Explaining why Ennis should want the fight right now requires far less mental contortion. This is his ultimate challenge and opportunity. The greats made their names and built their legacies on backs of the greats who came before them. Sugar Ray Robinson notched a win over Henry Armstrong. Rocky Marciano took out Joe Louis. Mayweather and Manny Pacquiao each grabbed half the baton from Oscar De La Hoya.

Granted, Crawford is at a different stage of his career than the icons who took “Ls” in the above examples — he’s the reigning pound-for-pound king after all. It wouldn’t be a torch-passing. It would be a torch-seizing. All the better for Boots if he can pull it off.

In short: If Ennis isn’t hungering for this fight to happen ASAP, then he isn’t wired to be great like we believe him to be.

Under different circumstances, a little more “marination,” to use the dreaded boxing term, would have made sense. After beating Spence, Crawford should have enjoyed a victory lap or a Canelo payday. He’s gotten neither. He’s twiddled his thumbs for nine months and there’s no end to the twiddling on the horizon. Same for Ennis. He should have built on the Villa win with at least a lateral step toward the end of 2023 and another opportunity this spring. But external forces — specifically, the end of the Showtime Boxing program, home to his last 12 fights, and the slower-than-expected development of a Showtime replacement — have conspired against him.

Marination only accomplishes something if the meat is placed in a marinade. Crawford and Ennis have been stuffed deep in the freezer. They’ve done nothing in the last nine months to build up their eventual showdown.

So, they may as well say “screw it” and cut straight to the chase, even if it’s not the financial windfall of their dreams.

And obviously, that would be a huge win for boxing fans.

Boots Ennis could prove to be what most of the world expected Spence to be: that pound-for-pound-level talent who can push Crawford to his limits and compete on roughly even terms with him. We got a coronation at T-Mobile Arena on July 28, and it was a masterclass to behold, but we didn’t get the Leonard-Hearns-like warfare and drama we were hoping for.

We’ve never quite gotten that from a Crawford fight — which is in large part a testament to Bud’s greatness.

He’s been extended here and there. Nearly 10 full years ago, incredibly, he had to dig deep to win a firefight with Yuriorkis Gamboa. And in 2021, he had his hands full with Shawn Porter for nine even-ish rounds before breaking through in the 10th. But that’s it. That’s the full list of competitive Crawford fights.

Ennis may be the foil he’s been needing. Or that we’ve been needing for him, anyway. Boots switches stances as seamlessly as any welterweight not named Terence Crawford, has exceptional footwork, is one of the rare boxers who can be effective while moving backward, and has pop in his mitts — enough to produce 28 KOs among his 31 wins.
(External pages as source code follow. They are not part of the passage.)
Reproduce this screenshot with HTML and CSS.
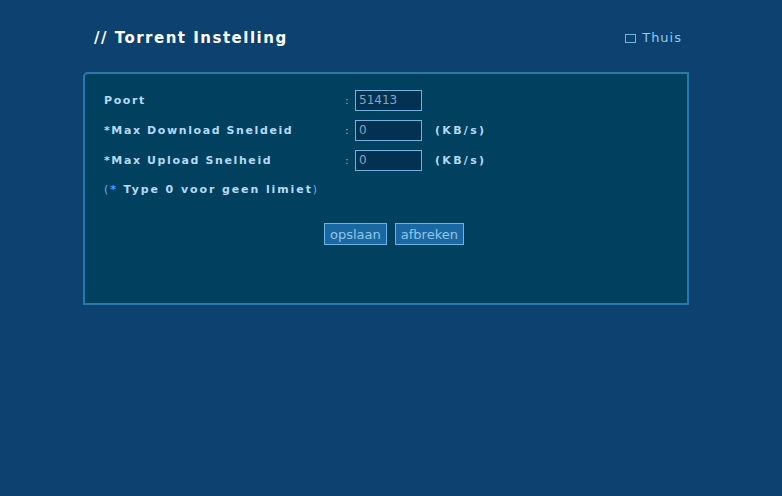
FILE: index.html
```html
<!DOCTYPE html>
<html lang="nl">
<head>
  <meta charset="UTF-8" />
  <title>Torrent Instelling</title>
  <link rel="stylesheet" href="styles.css">
</head>
<body>
  <div class="wrap">
    <div class="header">
      <h1>// Torrent Instelling</h1>
      <a href="#" class="home"><span class="home-icon"></span>Thuis</a>
    </div>

    <div class="panel">
      <form class="settings">
        <div class="row">
          <label for="port">Poort</label>
          <span class="colon">:</span>
          <input id="port" type="text" value="51413" />
          <span class="unit"></span>
        </div>
        <div class="row">
          <label for="down">*Max Download Sneldeid</label>
          <span class="colon">:</span>
          <input id="down" type="text" value="0" />
          <span class="unit">(KB/s)</span>
        </div>
        <div class="row">
          <label for="up">*Max Upload Snelheid</label>
          <span class="colon">:</span>
          <input id="up" type="text" value="0" />
          <span class="unit">(KB/s)</span>
        </div>
        <p class="note"><span class="paren">(</span><span class="star">*</span> Type 0 voor geen limiet<span class="paren">)</span></p>

        <div class="buttons">
          <button type="submit">opslaan</button>
          <button type="button">afbreken</button>
        </div>
      </form>
    </div>
  </div>
</body>
</html>
```

FILE: styles.css
```css
* {
  box-sizing: border-box;
}
body {
  margin: 0;
  background-color: #0d4270;
  font-family: "DejaVu Sans", Verdana, sans-serif;
  color: #b4dbf3;
}
.wrap {
  width: 606px;
  margin-left: 83px;
}
.header {
  display: flex;
  justify-content: space-between;
  align-items: center;
  height: 72px;
  padding: 4px 7px 0 11px;
}
h1 {
  margin: 0;
  font-size: 15px;
  letter-spacing: 1.5px;
  color: #ffffff;
  font-weight: bold;
}
.home {
  display: flex;
  align-items: center;
  font-size: 13px;
  letter-spacing: 1px;
  color: #8ccbee;
  text-decoration: none;
  margin-bottom: 2px;
}
.home-icon {
  width: 11px;
  height: 9px;
  border: 1px solid #6fb3e0;
  margin-right: 6px;
  margin-top: 2px;
}

.panel {
  background-color: #02405f;
  border: 2px solid #2b78ab;
  border-radius: 5px 0 0 0;
  height: 233px;
  padding: 11px 19px 0;
}
.row {
  display: flex;
  align-items: center;
  height: 30px;
}
label, .unit, .note {
  font-size: 11px;
  font-weight: bold;
  letter-spacing: 1.6px;
  color: #b4dbf3;
}
label {
  width: 241px;
}
.colon {
  width: 10px;
  font-size: 11px;
  color: #8cb6d4;
}
input {
  width: 67px;
  height: 21px;
  padding: 0 3px;
  border: 1px solid #6fb3e0;
  background-color: #033152;
  color: #7ea8c6;
  font-family: "DejaVu Sans", Verdana, sans-serif;
  font-size: 12px;
  outline: none;
}
.unit {
  margin-left: 13px;
  letter-spacing: 2.3px;
}
.note {
  margin: 0;
  height: 29px;
  line-height: 29px;
  letter-spacing: 1.9px;
}
.paren {
  font-weight: normal;
  color: #6fb3e0;
}
.star {
  color: #3ea2ff;
}
.buttons {
  display: flex;
  justify-content: center;
  gap: 8px;
  padding-left: 16px;
  margin-top: 19px;
}
button {
  height: 22px;
  padding: 0 5px;
  background-color: #1a68a3;
  border: 1px solid #6ab4e6;
  color: #93c6e6;
  font-family: "DejaVu Sans", Verdana, sans-serif;
  font-size: 13px;
  cursor: pointer;
}
button:hover {
  background-color: #2375b3;
}
```
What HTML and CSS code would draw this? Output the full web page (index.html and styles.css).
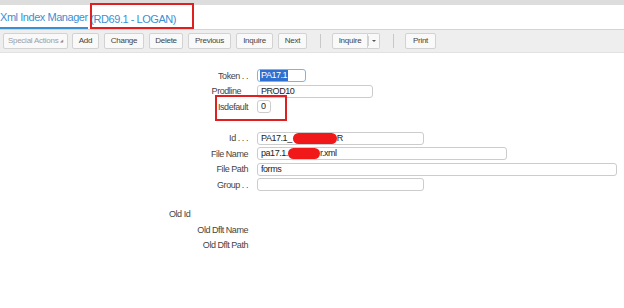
FILE: index.html
```html
<!DOCTYPE html>
<html>
<head>
<meta charset="utf-8">
<link rel="stylesheet" href="styles.css">
</head>
<body>
<div class="page">
  <div class="strip"></div>
  <div class="titlebar">
    <span class="title-main">Xml Index Manager</span><span class="title-sub"> (RD69.1 - LOGAN)</span>
    <div class="annot annot-title"></div>
  </div>
  <div class="toolbar">
    <button class="btn btn-special">Special Actions <span class="tri">◢</span></button>
    <button class="btn w-add">Add</button>
    <button class="btn w-change">Change</button>
    <button class="btn w-delete">Delete</button>
    <button class="btn w-prev">Previous</button>
    <button class="btn w-inq">Inquire</button>
    <button class="btn w-next">Next</button>
    <span class="sep"></span>
    <div class="split">
      <button class="btn split-main">Inquire</button><button class="btn split-arrow"><span class="caret"></span></button>
    </div>
    <span class="sep"></span>
    <button class="btn w-print">Print</button>
  </div>
  <div class="form">
    <div class="row">
      <div class="label">Token . .</div>
      <div class="field f-token focus"><span class="sel">PA17.1</span></div>
    </div>
    <div class="row">
      <div class="label label-prod">Prodline</div>
      <div class="field f-prod">PROD10</div>
    </div>
    <div class="row">
      <div class="label">Isdefault</div>
      <div class="field f-def">0</div>
    </div>
    <div class="spacer"></div>
    <div class="row">
      <div class="label">Id . . .</div>
      <div class="field f-id">PA17.1_<span class="redact r1"></span>R</div>
    </div>
    <div class="row">
      <div class="label">File Name</div>
      <div class="field f-name">pa17.1.<span class="redact r2"></span>r.xml</div>
    </div>
    <div class="row">
      <div class="label">File Path</div>
      <div class="field f-path">forms</div>
    </div>
    <div class="row">
      <div class="label">Group . .</div>
      <div class="field f-group"></div>
    </div>
    <div class="old">
      <div class="old-id">Old Id</div>
      <div class="old-row">Old Dflt Name</div>
      <div class="old-row">Old Dflt Path</div>
    </div>
    <div class="annot annot-def"></div>
  </div>
</div>
</body>
</html>
```
FILE: styles.css
```css
html, body {
  margin: 0;
  padding: 0;
  background: #ffffff;
}
body {
  font-family: "Liberation Sans", Arial, sans-serif;
  color: #333333;
  width: 624px;
  height: 308px;
  overflow: hidden;
}
.page {
  position: relative;
}
.strip {
  height: 5px;
  background: #dddddd;
}
.titlebar {
  position: relative;
  height: 24px;
  display: flex;
  align-items: flex-end;
  font-size: 11px;
  letter-spacing: -0.45px;
  color: #3b8fd5;
  white-space: nowrap;
}
.title-main {
  display: inline-block;
  height: 20px;
  line-height: 21px;
  border-bottom: 2px solid #3b8fd5;
}
.title-sub {
  display: inline-block;
  height: 20px;
  line-height: 21px;
  white-space: pre;
}
.annot {
  position: absolute;
  border: 2px solid #e02020;
  box-sizing: border-box;
}
.annot-title {
  left: 90px;
  top: -2px;
  width: 104px;
  height: 26px;
}
.toolbar {
  height: 24px;
  box-sizing: border-box;
  border-top: 1px solid #d4d4d4;
  border-bottom: 1px solid #e2e2e2;
  background: #eeeeee;
  display: flex;
  align-items: center;
  padding-left: 3px;
}
.btn {
  font-family: "Liberation Sans", Arial, sans-serif;
  font-size: 8px;
  letter-spacing: -0.25px;
  color: #444444;
  height: 16px;
  box-sizing: border-box;
  padding: 0;
  border: 1px solid #d2d2d2;
  border-radius: 2px;
  background: #f9f9f9;
  margin-right: 5px;
  line-height: 14px;
  white-space: nowrap;
  flex: none;
}
.btn-special {
  width: 65px;
  color: #a0a0a0;
  margin-right: 4px;
}
.tri {
  font-size: 4px;
  color: #888888;
  vertical-align: middle;
}
.w-add { width: 27px; }
.w-change { width: 40px; }
.w-delete { width: 34px; }
.w-prev { width: 43px; }
.w-inq { width: 37px; }
.w-next { width: 29px; margin-right: 0; }
.w-print { width: 31px; }
.sep {
  width: 1px;
  height: 14px;
  background: #c8c8c8;
  margin: 0 11px 0 13px;
  flex: none;
}
.split {
  display: flex;
}
.split-main {
  width: 36px;
  margin-right: 0;
  border-radius: 2px 0 0 2px;
}
.split-arrow {
  width: 12px;
  margin-right: 0;
  border-left: none;
  border-radius: 0 2px 2px 0;
  display: flex;
  align-items: center;
  justify-content: center;
  position: relative;
}
.split-arrow::before {
  content: "";
  position: absolute;
  left: 0;
  top: 2px;
  bottom: 2px;
  width: 1px;
  background: #d2d2d2;
}
.caret {
  width: 0;
  height: 0;
  border-left: 2px solid transparent;
  border-right: 2px solid transparent;
  border-top: 2px solid #555555;
}
.form {
  position: relative;
  padding-top: 16px;
  font-size: 9px;
  letter-spacing: -0.45px;
  color: #444444;
}
.row {
  display: flex;
  align-items: center;
  height: 13px;
  margin-bottom: 2.5px;
}
.label {
  width: 248px;
  text-align: right;
  box-sizing: border-box;
  margin-right: 9px;
  white-space: nowrap;
  flex: none;
}
.label-prod {
  padding-right: 7px;
}
.field {
  height: 13px;
  box-sizing: border-box;
  border: 1px solid #cccccc;
  border-radius: 3px;
  padding-left: 3px;
  font-size: 9px;
  line-height: 11px;
  color: #222222;
  white-space: nowrap;
  display: flex;
  align-items: center;
  flex: none;
}
.focus {
  border-color: #7fb3e6;
  padding-left: 2px;
}
.sel {
  background: #2f6fd0;
  color: #ffffff;
  padding: 0 1px;
  line-height: 11px;
}
.f-token { width: 49px; }
.f-prod { width: 116px; }
.f-def { width: 14px; }
.f-id { width: 167px; }
.f-name { width: 250px; }
.f-path { width: 360px; }
.f-group { width: 167px; }
.redact {
  display: inline-block;
  background: #f01818;
  height: 11px;
  border-radius: 6px;
}
.r1 { width: 44px; margin-left: 1px; }
.r2 { width: 32px; }
.spacer {
  height: 16px;
}
.old {
  padding-top: 14px;
}
.old-id {
  padding-left: 169px;
  height: 16px;
  line-height: 12px;
}
.old-row {
  width: 248px;
  text-align: right;
  height: 15.5px;
  line-height: 12px;
}
.annot-def {
  left: 215px;
  top: 42px;
  width: 72px;
  height: 26px;
}
```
Even more so than Crawford, Ennis desperately needs a challenge. Before he fought Villa, and lost one round on two judges’ scorecards and two rounds on the third, you could make a case that Boots hadn’t lost a single round in the first seven years and 30 fights of his pro career.
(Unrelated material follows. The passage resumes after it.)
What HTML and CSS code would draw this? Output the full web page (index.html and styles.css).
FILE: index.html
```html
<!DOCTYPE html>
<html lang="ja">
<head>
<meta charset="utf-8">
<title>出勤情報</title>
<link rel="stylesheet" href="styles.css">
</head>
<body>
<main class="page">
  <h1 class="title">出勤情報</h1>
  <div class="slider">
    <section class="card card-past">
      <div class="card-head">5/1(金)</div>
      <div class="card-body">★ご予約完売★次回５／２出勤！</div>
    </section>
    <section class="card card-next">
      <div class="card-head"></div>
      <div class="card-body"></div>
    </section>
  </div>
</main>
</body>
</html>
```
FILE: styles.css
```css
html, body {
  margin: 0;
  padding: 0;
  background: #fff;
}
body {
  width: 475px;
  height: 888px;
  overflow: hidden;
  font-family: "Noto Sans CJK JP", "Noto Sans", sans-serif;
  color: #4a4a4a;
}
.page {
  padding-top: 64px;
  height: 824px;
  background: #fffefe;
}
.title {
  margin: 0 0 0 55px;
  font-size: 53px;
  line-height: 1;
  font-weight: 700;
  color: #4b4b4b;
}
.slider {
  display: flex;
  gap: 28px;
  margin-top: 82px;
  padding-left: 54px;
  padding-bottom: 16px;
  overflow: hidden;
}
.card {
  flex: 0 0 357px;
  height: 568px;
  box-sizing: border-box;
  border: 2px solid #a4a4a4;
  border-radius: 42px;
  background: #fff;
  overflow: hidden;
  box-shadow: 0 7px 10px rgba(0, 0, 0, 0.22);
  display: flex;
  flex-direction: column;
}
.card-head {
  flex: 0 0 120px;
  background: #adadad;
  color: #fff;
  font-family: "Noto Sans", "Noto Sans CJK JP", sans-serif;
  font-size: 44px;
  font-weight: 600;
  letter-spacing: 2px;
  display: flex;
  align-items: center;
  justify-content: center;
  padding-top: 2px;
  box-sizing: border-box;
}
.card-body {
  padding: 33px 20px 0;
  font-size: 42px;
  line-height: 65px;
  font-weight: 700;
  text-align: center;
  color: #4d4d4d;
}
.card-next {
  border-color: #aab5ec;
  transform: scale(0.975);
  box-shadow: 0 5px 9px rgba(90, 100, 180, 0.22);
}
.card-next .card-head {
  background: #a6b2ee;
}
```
Ennis’ talent jumps off the screen at you — or out of the ring in front of your eyes. I was fortunate enough to be ringside in Atlantic City for Ennis-Villa, and then to be in the building in Vegas three weeks later for Crawford-Spence. Nine months ago, my eyes told me Crawford was the best fighter on the planet, and they told me Ennis was, though somewhat untested and unproven, potentially on his level skill-wise and athleticism-wise.

Bud vs. Boots is a dream fight that fans came into 2024 willing to wait for. But 2024 has unfolded in such a way that expectations and patience have been adjusted.

The iron may not seem hot at the moment, but if Crawford and Ennis were to stun everyone with the announcement that they’re striking it, it would immediately take on that brightest of orange glows.

So, Bud and Boots, please stop wasting your time. For the two of you to spend the bulk of 2024 sitting on the shelf would be pure dookie.